The Utah court’s decision shows incongruous interpretations of federal law. Utah’s ruling allows large groups of people, even whole cities, as in this case, to be notified of impending litigation against them simply by an ad in a paper. The State of Michigan, on the other hand, has ruled, according to Nadesan, that a news advertisement is not sufficient and that defendants must receive a mailer at their home.

This incongruity in interpretation between states gives the JRRN’s case a real chance at getting heard by the highest court in the nation, says Nadesan. “When there is a contradiction in legal interpretation that has different states making incompatible rulings, then the Supreme Court is likely to take interest in it.”

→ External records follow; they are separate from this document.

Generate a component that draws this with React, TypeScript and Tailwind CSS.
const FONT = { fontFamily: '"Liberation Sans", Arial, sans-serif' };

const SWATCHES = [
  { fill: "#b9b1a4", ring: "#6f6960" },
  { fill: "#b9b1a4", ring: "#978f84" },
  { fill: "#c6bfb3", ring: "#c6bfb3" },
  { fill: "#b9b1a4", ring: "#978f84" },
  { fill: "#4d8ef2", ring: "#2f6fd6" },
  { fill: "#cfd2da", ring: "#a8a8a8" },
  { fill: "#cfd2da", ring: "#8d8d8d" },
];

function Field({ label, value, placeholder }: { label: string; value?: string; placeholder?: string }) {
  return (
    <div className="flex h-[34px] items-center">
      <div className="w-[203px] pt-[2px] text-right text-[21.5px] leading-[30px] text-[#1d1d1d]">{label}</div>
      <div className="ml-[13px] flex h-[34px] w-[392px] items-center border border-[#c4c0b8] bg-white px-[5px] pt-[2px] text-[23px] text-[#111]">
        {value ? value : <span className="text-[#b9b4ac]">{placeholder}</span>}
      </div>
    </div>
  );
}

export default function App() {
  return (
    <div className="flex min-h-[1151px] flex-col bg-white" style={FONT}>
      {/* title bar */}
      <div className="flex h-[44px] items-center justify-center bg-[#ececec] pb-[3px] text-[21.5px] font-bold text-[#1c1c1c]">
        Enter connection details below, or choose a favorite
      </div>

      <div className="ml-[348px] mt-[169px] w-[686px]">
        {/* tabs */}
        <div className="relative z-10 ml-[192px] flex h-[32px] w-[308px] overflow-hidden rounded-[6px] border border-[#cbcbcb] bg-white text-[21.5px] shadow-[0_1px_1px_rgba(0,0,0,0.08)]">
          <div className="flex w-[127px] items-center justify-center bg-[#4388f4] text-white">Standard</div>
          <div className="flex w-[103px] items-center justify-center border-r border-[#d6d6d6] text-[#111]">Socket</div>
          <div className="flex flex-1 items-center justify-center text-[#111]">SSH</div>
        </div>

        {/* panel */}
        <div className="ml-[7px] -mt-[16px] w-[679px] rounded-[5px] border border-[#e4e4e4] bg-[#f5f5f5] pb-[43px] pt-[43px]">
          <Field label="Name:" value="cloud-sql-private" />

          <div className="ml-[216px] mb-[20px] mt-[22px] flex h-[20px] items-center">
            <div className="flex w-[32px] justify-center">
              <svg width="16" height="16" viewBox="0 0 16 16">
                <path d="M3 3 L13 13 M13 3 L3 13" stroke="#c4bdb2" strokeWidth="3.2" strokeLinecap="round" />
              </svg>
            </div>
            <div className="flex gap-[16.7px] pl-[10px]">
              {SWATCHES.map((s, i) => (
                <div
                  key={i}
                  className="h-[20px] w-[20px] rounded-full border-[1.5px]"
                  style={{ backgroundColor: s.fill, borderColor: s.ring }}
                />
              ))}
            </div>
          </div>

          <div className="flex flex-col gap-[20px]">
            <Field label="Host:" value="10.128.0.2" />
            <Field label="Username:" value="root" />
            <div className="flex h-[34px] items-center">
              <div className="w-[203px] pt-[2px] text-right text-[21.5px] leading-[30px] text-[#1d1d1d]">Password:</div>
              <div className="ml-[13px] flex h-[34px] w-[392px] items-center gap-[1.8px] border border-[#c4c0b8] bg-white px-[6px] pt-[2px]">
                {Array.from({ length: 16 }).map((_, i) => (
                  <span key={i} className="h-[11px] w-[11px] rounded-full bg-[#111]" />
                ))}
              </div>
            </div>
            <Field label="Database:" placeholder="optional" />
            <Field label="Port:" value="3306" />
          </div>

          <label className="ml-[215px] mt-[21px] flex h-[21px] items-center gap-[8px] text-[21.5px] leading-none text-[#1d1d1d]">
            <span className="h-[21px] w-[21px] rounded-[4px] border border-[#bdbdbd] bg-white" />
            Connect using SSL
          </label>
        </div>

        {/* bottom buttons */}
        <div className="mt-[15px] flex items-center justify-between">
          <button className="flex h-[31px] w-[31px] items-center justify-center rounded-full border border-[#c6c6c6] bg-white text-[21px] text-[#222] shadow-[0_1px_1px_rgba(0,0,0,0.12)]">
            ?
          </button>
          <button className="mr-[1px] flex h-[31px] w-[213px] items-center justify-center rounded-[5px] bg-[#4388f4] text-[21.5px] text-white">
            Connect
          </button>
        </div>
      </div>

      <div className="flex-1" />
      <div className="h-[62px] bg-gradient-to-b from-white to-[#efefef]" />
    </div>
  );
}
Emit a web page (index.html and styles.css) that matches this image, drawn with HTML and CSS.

Justice Lee, the one dissenting judge on the Utah court panel, once served as clerk for the conservative Supreme Court Judge Thomas. The extensive 20-page dissenting opinion from Justice Lee has provided significant direction for Nadesan in building the case.

Not until this fall will we know if the U.S. Supreme Court will accept the appeal. Until then, the ruling of the Utah Supreme Court will be taken as the final word in the case. Art Raymond, spokesperson for Mayor Becker, wrote in an email that the city will be moving forward with the Complex, as was “the will of the voters who approved public financing for the facility in 2003,” despite changes in the project’s size and cost, and a mark­edly different economic environment.

However, if the case to our nation’s highest court makes the cut, a final conclusion for the soccer complex may still be years away.